Comment alors s’assurer de sa faisabilité ? En effet de nombreuses autres particules (rayons cosmiques, bruit de fond du site de l’expérience) pourraient venir noyer le signal de calibration dans la gamme des 100 eV. La combinaison des expertises développées au CEA en physique nucléaire fondamentale et en physique des réacteurs a été un atout unique pour rassembler tous les ingrédients nécessaires dans une simulation détaillée de la méthode CRAB. Celle-ci repose sur le code de neutronique TOUCANS élaboré au DPhN de Saclay pour optimiser les sources de neutrons compactes et le code de désexcitation des fragments de fission FIFRELIN développé au CEA-Cadarache pour répondre aux besoins de la physique des réacteurs [2]. TOUCANS, basé sur le code de simulation Geant4 est spécialisé dans le transport des neutrons (mais pas que !).

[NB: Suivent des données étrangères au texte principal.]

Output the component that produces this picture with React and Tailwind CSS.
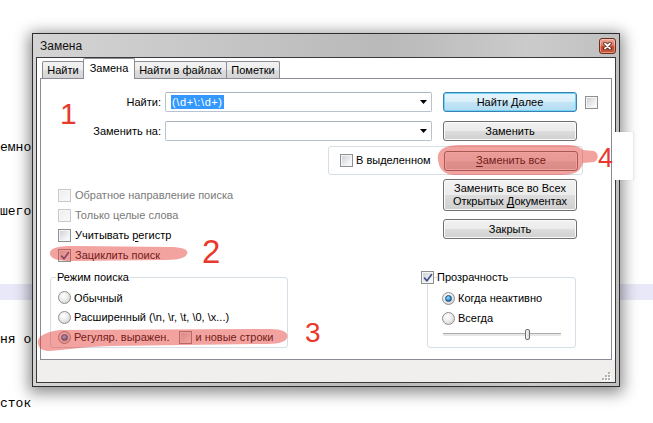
import React from "react";

const SANS = "font-['Liberation_Sans',Arial,sans-serif]";

function Check({ checked, disabled, className = "" }) {
  return (
    <span
      className={`relative flex-none w-[13px] h-[13px] border ${
        disabled
          ? "border-[#c9c9c9] bg-[linear-gradient(135deg,#ececec,#fbfbfb)]"
          : "border-[#8e8f8f] bg-[linear-gradient(135deg,#c9cdd3,#f2f3f4_70%,#fdfdfd)]"
      } shadow-[inset_0_0_0_1px_#f6f6f6] ${className}`}
    >
      {checked && (
        <svg className="absolute left-[1px] top-[1px]" width="10" height="10" viewBox="0 0 10 10">
          <path d="M1.6 5.2 L4 7.8 L8.6 1.6" fill="none" stroke="#40528a" strokeWidth="1.7" strokeLinecap="round" strokeLinejoin="round" />
        </svg>
      )}
    </span>
  );
}

function Radio({ checked, className = "" }) {
  return (
    <span
      className={`flex-none w-[13px] h-[13px] rounded-full border border-[#8e8f8f] bg-[radial-gradient(circle_at_40%_35%,#ffffff_0%,#ececec_45%,#c6c6c6_100%)] flex items-center justify-center ${className}`}
    >
      {checked && (
        <span className="w-[7px] h-[7px] rounded-full border border-[#1d4f86] bg-[radial-gradient(circle_at_40%_35%,#a6e4ff_0%,#2f8fd2_55%,#134c8a_100%)]" />
      )}
    </span>
  );
}

function Btn({ children, def, className = "", h = "h-[20px]" }) {
  const look = def
    ? "border-[#3c7fb1] bg-[linear-gradient(#e8f5fc_0%,#d8eef9_50%,#c4e5f6_51%,#b3dcf2_100%)] shadow-[inset_0_0_0_1px_#6fd5f7]"
    : "border-[#707070] bg-[linear-gradient(#f2f2f2_0%,#ebebeb_50%,#dddddd_51%,#cfcfcf_100%)] shadow-[inset_0_0_0_1px_#fbfbfb]";
  return (
    <div
      className={`flex-none flex items-center justify-center w-[134px] ${h} rounded-[3px] border ${look} text-[11px] leading-[13px] text-black text-center ${className}`}
    >
      {children}
    </div>
  );
}

function Combo({ children, className = "" }) {
  return (
    <div
      className={`flex-none flex items-center w-[267px] h-[20px] rounded-[2px] border border-[#b7c3cf] border-t-[#abb5c0] bg-white pl-[5px] pr-[4px] ${className}`}
    >
      <div className="flex-1 flex items-center">{children}</div>
      <svg width="7" height="4" viewBox="0 0 7 4">
        <path d="M0 0 H7 L3.5 4 Z" fill="#000" />
      </svg>
    </div>
  );
}

function Tab({ children, sel, className = "" }) {
  return sel ? (
    <div
      className={`relative z-10 -mb-px h-[21px] flex items-center justify-center border border-b-0 border-[#898c95] bg-white rounded-t-[2px] pb-[2px] ${className}`}
    >
      {children}
    </div>
  ) : (
    <div
      className={`h-[17px] flex items-center justify-center border border-b-0 border-[#898c95] rounded-t-[2px] bg-[linear-gradient(#f3f3f3,#ebebeb_50%,#dedede_51%,#d4d4d4)] ${className}`}
    >
      {children}
    </div>
  );
}

const lines = [
  "емно:",
  "", "", "",
  "шего",
  "", "", "", "",
  "#band",
  "", "",
  "ня оч",
  "", "", "",
  "сток",
];

export default function App() {
  return (
    <div className="relative w-[653px] h-[423px] overflow-hidden bg-white">
      {/* editor text behind */}
      <div className="pt-[140px] font-['Liberation_Mono','Courier_New',monospace] text-[13px] leading-[16px] text-black whitespace-pre">
        {lines.map((t, i) =>
          t === "#band" ? (
            <div key={i} className="h-[16px] bg-[#e8e8f9]" />
          ) : (
            <div key={i} className="h-[16px]">{t}</div>
          )
        )}
      </div>

      {/* dialog window */}
      <div
        className={`absolute left-[32px] top-[33px] w-[588px] h-[354px] border border-[#2e2e2e] bg-[linear-gradient(90deg,#d4d4d4,#c2c2c2_40%,#b9b9b9_60%,#cbcbcb_85%,#c0c0c0)] shadow-[0_3px_14px_3px_rgba(0,0,0,0.45)] flex flex-col px-[3px] pb-[3px] ${SANS} text-[11px] text-black`}
      >
        <div className="h-[23px] flex items-center justify-between pl-[4px]">
          <span className="text-[12px] text-[#111]">Замена</span>
          <div className="w-[17px] h-[16px] rounded-[3px] border border-[#6e2b1e] bg-[linear-gradient(#eba896_0%,#dc7a60_45%,#c9482c_55%,#c55a3c_100%)] shadow-[inset_0_0_0_1px_rgba(255,220,200,0.5)] flex items-center justify-center">
            <svg width="9" height="8" viewBox="0 0 9 8">
              <path d="M2 1.5 L7 6.5 M7 1.5 L2 6.5" stroke="#4a1a10" strokeWidth="3.4" strokeLinecap="round" />
              <path d="M2 1.5 L7 6.5 M7 1.5 L2 6.5" stroke="#ffffff" strokeWidth="1.8" strokeLinecap="round" />
            </svg>
          </div>
        </div>

        {/* client area */}
        <div className="flex-1 border border-[#3a3a3a] bg-white flex flex-col">
          {/* tabs */}
          <div className="h-[20px] flex items-end pl-[5px]">
            <Tab className="w-[42px]">Найти</Tab>
            <Tab sel className="w-[52px] -ml-px">Замена</Tab>
            <Tab className="w-[93px] -ml-px">Найти в файлах</Tab>
            <Tab className="w-[54px] -ml-px">Пометки</Tab>
          </div>

          {/* tab panel */}
          <div className="mx-[3px] h-[282px] border border-[#898c95] bg-white flex flex-col">
            {/* find row */}
            <div className="flex items-center h-[20px] mt-[13px]">
              <div className="w-[120px] text-right">Найти:</div>
              <Combo className="ml-[4px]">
                <span className="bg-[#3399ff] text-white leading-[14px] tracking-[0.6px] px-[1px]">(\d+\:\d+)</span>
              </Combo>
              <Btn def className="ml-[11px]">Найти Далее</Btn>
              <Check className="ml-[8px]" />
            </div>

            {/* replace row */}
            <div className="flex items-center h-[20px] mt-[9px]">
              <div className="w-[120px] text-right">Заменить на:</div>
              <Combo className="ml-[4px]" />
              <Btn className="ml-[11px]">Заменить</Btn>
            </div>

            {/* in selection group */}
            <div className="mt-[5px] ml-[287px] w-[255px] h-[29px] border border-[#d5dfe5] rounded-[3px] flex items-center pl-[11px] pr-[4px]">
              <Check />
              <span className="ml-[3px]">В выделенном</span>
              <Btn className="ml-auto">
                <span>
                  <span className="underline underline-offset-[2px]">З</span>аменить все
                </span>
              </Btn>
            </div>

            {/* options + buttons */}
            <div className="mt-[4px] flex">
              <div className="w-[402px] pt-[6px] pl-[17px] flex flex-col">
                <div className="h-[20px] flex items-center gap-[4px] text-[#7a7a7a]">
                  <Check disabled />
                  <span>Обратное направление поиска</span>
                </div>
                <div className="h-[20px] flex items-center gap-[4px] text-[#7a7a7a]">
                  <Check disabled />
                  <span>Только целые слова</span>
                </div>
                <div className="h-[20px] flex items-center gap-[4px]">
                  <Check />
                  <span>
                    Учитывать <span className="underline underline-offset-[2px]">р</span>егистр
                  </span>
                </div>
                <div className="h-[20px] flex items-center gap-[4px]">
                  <Check checked />
                  <span>Зациклить поиск</span>
                </div>
              </div>
              <div className="flex flex-col">
                <Btn h="h-[32px]">
                  <span>
                    Заменить все во Всех
                    <br />
                    Открытых <span className="underline underline-offset-[2px]">Д</span>окументах
                  </span>
                </Btn>
                <Btn className="mt-[8px]">Закрыть</Btn>
              </div>
            </div>

            {/* bottom groups */}
            <div className="mt-[5px] flex items-start">
              <div className="ml-[9px] flex flex-col">
                <div className="h-[14px] flex items-center relative z-10">
                  <span className="ml-[6px] px-[1px] bg-white leading-[13px]">Режим поиска</span>
                </div>
                <div className="-mt-[7px] w-[238px] h-[71px] border border-[#d5dfe5] rounded-[3px] pt-[10px] pl-[7px] flex flex-col">
                  <div className="h-[20px] flex items-center gap-[3px]">
                    <Radio />
                    <span>Обычный</span>
                  </div>
                  <div className="h-[20px] flex items-center gap-[3px]">
                    <Radio />
                    <span>Расширенный (\n, \r, \t, \0, \x...)</span>
                  </div>
                  <div className="h-[20px] flex items-center">
                    <Radio checked />
                    <span className="ml-[3px]">Регуляр. выражен.</span>
                    <Check className="ml-[10px]" />
                    <span className="ml-[3px]">и новые строки</span>
                  </div>
                </div>
              </div>

              <div className="ml-[133px] flex flex-col">
                <div className="h-[14px] flex items-center gap-[3px] relative z-10">
                  <Check checked />
                  <span className="bg-white pr-[1px] leading-[13px]">Прозрачность</span>
                </div>
                <div className="ml-[6px] -mt-[7px] w-[149px] h-[71px] border border-[#d5dfe5] rounded-[3px] pt-[10px] pl-[14px] flex flex-col">
                  <div className="h-[20px] flex items-center gap-[3px]">
                    <Radio checked />
                    <span>Когда неактивно</span>
                  </div>
                  <div className="h-[20px] flex items-center gap-[3px]">
                    <Radio />
                    <span>Всегда</span>
                  </div>
                  <div className="h-[12px] ml-[1px] flex items-center">
                    <div className="relative w-[118px] h-[3px] border-t border-[#acacac] bg-[#e6e8e8]">
                      <div className="absolute left-[82px] -top-[5px] w-[5px] h-[11px] rounded-[2px] border border-[#6f6f6f] bg-[linear-gradient(90deg,#f7f7f7,#dadada)]" />
                    </div>
                  </div>
                </div>
              </div>
            </div>
          </div>

          {/* status bar */}
          <div className="flex-1 bg-[#f0efed] flex items-end justify-end pr-[4px] pb-[1px]">
            <svg width="9" height="9" viewBox="0 0 9 9">
              {[
                [6, 0],
                [6, 3],
                [3, 3],
                [6, 6],
                [3, 6],
                [0, 6],
              ].map(([x, y], i) => (
                <g key={i}>
                  <rect x={x + 1} y={y + 1} width="2" height="2" fill="#ffffff" />
                  <rect x={x} y={y} width="2" height="2" fill="#b4b1ab" />
                </g>
              ))}
            </svg>
          </div>
        </div>
      </div>

      {/* annotation: white patch over frame */}
      <div className="absolute left-[612px] top-[132px] w-[21px] h-[48px] bg-white rounded-[2px] shadow-[1px_0_2px_rgba(0,0,0,0.08)]" />

      {/* annotation: marker strokes */}
      <svg className="absolute left-0 top-0 pointer-events-none" width="653" height="423" viewBox="0 0 653 423">
        <g fill="rgba(228,60,55,0.48)">
          <path d="M50 254 C49 248 58 246 75 246 L170 247 C183 247 189 250 187 254 C185 259 176 260 160 260 L72 261 C58 261 51 259 50 254 Z" />
          <path d="M38 344 C36 337 45 332 60 330 L270 329 C284 329 289 333 287 338 C285 343 276 344 262 344 L110 346 C82 347 64 350 49 351 C42 351 39 348 38 344 Z" />
          <path d="M438 160 C436 150 445 145 460 145 L566 145 C575 145 580 147 583 150 L594 151 C599 153 599 160 594 162 L583 163 C581 171 575 175 562 175 L455 175 C443 175 439 168 438 160 Z" />
        </g>
      </svg>

      {/* annotation numbers */}
      <div className={`absolute left-[60px] top-[99px] text-[30px] leading-none text-[#e8392d] ${SANS}`}>1</div>
      <div className={`absolute left-[202px] top-[235px] text-[33px] leading-none text-[#e8392d] ${SANS}`}>2</div>
      <div className={`absolute left-[305px] top-[319px] text-[28px] leading-none text-[#e8392d] ${SANS}`}>3</div>
      <div className={`absolute left-[598px] top-[145px] text-[27px] leading-none text-[#e8392d] ${SANS}`}>4</div>
    </div>
  );
}
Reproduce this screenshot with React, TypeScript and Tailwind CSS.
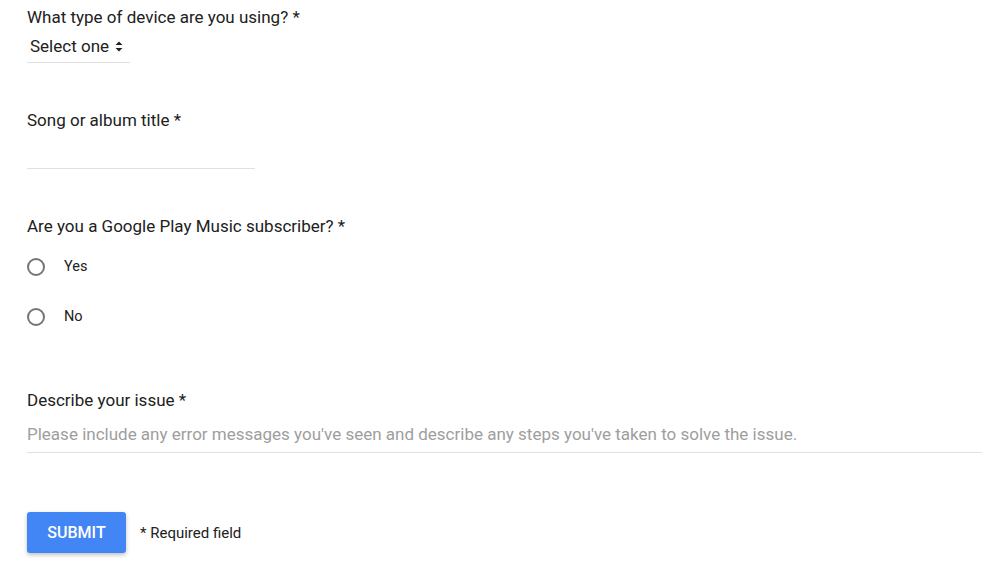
import React from "react";

function Radio({ label }: { label: string }) {
  return (
    <div className="flex items-center h-[20px]">
      <span className="w-[18px] h-[18px] rounded-full border-2 border-[#757575] box-border ml-[27px]" />
      <span className="ml-[19px] text-[14.5px] leading-[20px] text-[#212121]">{label}</span>
    </div>
  );
}

export default function App() {
  return (
    <div
      className="w-[1000px] h-[572px] bg-white text-[#212121] flex flex-col"
      style={{ fontFamily: "Roboto, 'Liberation Sans', sans-serif" }}
    >
      <div className="pl-[27px] pt-[7px] flex flex-col">
        <div className="text-[17px] leading-[20px] h-[20px]">What type of device are you using? *</div>
        <div className="mt-[9px] w-[103px] border-b border-[#e0e0e0] pb-[6px] pl-[3px] flex items-center h-[27px] box-border">
          <span className="text-[17px] leading-[20px]">Select one</span>
          <svg width="8" height="11" viewBox="0 0 8 11" className="ml-[6px] mt-[1px]">
            <path d="M4 0.5 L7.5 4 L0.5 4 Z" fill="#212121" />
            <path d="M4 10.5 L7.5 7 L0.5 7 Z" fill="#212121" />
          </svg>
        </div>
        <div className="mt-[47px] text-[17px] leading-[20px] h-[20px]">Song or album title *</div>
        <div className="w-[228px] h-[39px] border-b border-[#e0e0e0]" />
        <div className="mt-[47px] text-[17px] leading-[20px] h-[20px]">Are you a Google Play Music subscriber? *</div>
      </div>
      <div className="mt-[21px] flex flex-col gap-[30px]">
        <Radio label="Yes" />
        <Radio label="No" />
      </div>
      <div className="pl-[27px] flex flex-col">
        <div className="mt-[63px] text-[17px] leading-[20px] h-[20px]">Describe your issue *</div>
        <div className="mt-[14px] w-[955px] h-[29px] border-b border-[#e0e0e0]">
          <div className="text-[17px] leading-[20px] text-[#9e9e9e]">
            Please include any error messages you've seen and describe any steps you've taken to solve the issue.
          </div>
        </div>
        <div className="mt-[59px] flex items-center">
          <button className="w-[99px] h-[41px] bg-[#4285f4] text-white rounded-[3px] text-[16px] font-medium shadow-[0_2px_4px_rgba(0,0,0,0.25)]">
            SUBMIT
          </button>
          <span className="ml-[14px] text-[15px] leading-[20px] text-[#212121]">* Required field</span>
        </div>
      </div>
    </div>
  );
}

FIFRELIN prédit lui les caractéristiques des particules émises lors de la désexcitation des fragments de fission. Après sa première rencontre fructueuse avec les neutrinos au détour de l’expérience STEREO [3], il revient pour aider la physique des particules qui a besoin de prédictions précises de la désexcitation des noyaux dont Geant4 ne dispose pas. Pour cela, FIFRELIN construit le schéma de niveaux du noyau en combinant l’ensemble des données disponibles (bases de données nucléaires RIPL-3 et EGAF). Un modèle de densité de niveaux est utilisé lorsque les données n’existent pas. A l’aide de ces informations les transitions γ sont échantillonnées parmi toutes celles possibles (Figure 1).

 

Le projet CRAB consistera à irradier un bolomètre de NUCLEUS en CaWO4 avec un faisceau de neutrons thermiques fourni par le réacteur TRIGA Mark-II de Vienne (Autriche). Afin de valider la configuration du futur dispositif expérimental, ce dernier, schématisé sur la figure 2, est simulé avec TOUCANS. Ainsi, lorsqu’on simule la capture d’un neutron dans le bolomètre, TOUCANS demande à FIFRELIN de générer les transitions γ pour étudier leurs propagations. Les bruits de fond (rayons cosmiques, neutrons du faisceau non capturés, rayons gamma extérieurs) sont aussi simulés. Le spectre en énergie simulé pour 3,5 jours de faisceau est visible sur la Figure 3. Deux pics de calibration sont clairement identifiables à 112 eV et 160 eV. Ils proviennent des isotopes 183W et 184W présents dans le tungstène naturel et font de ce dernier un noyau en or pour la méthode CRAB.
Mais CRAB a plus d’un tour dans son panier :  le rayon γ qui induit le recul du noyau peut servir de signature unique s’il est détecté en coïncidence avec l’énergie déposée par le noyau dans le cristal. Il devient alors possible d’étendre la gamme d’énergie de la calibration ainsi que le type de matériau du bolomètre. En particulier la calibration des cristaux en germanium, utilisés par de nombreuses expériences devient possible !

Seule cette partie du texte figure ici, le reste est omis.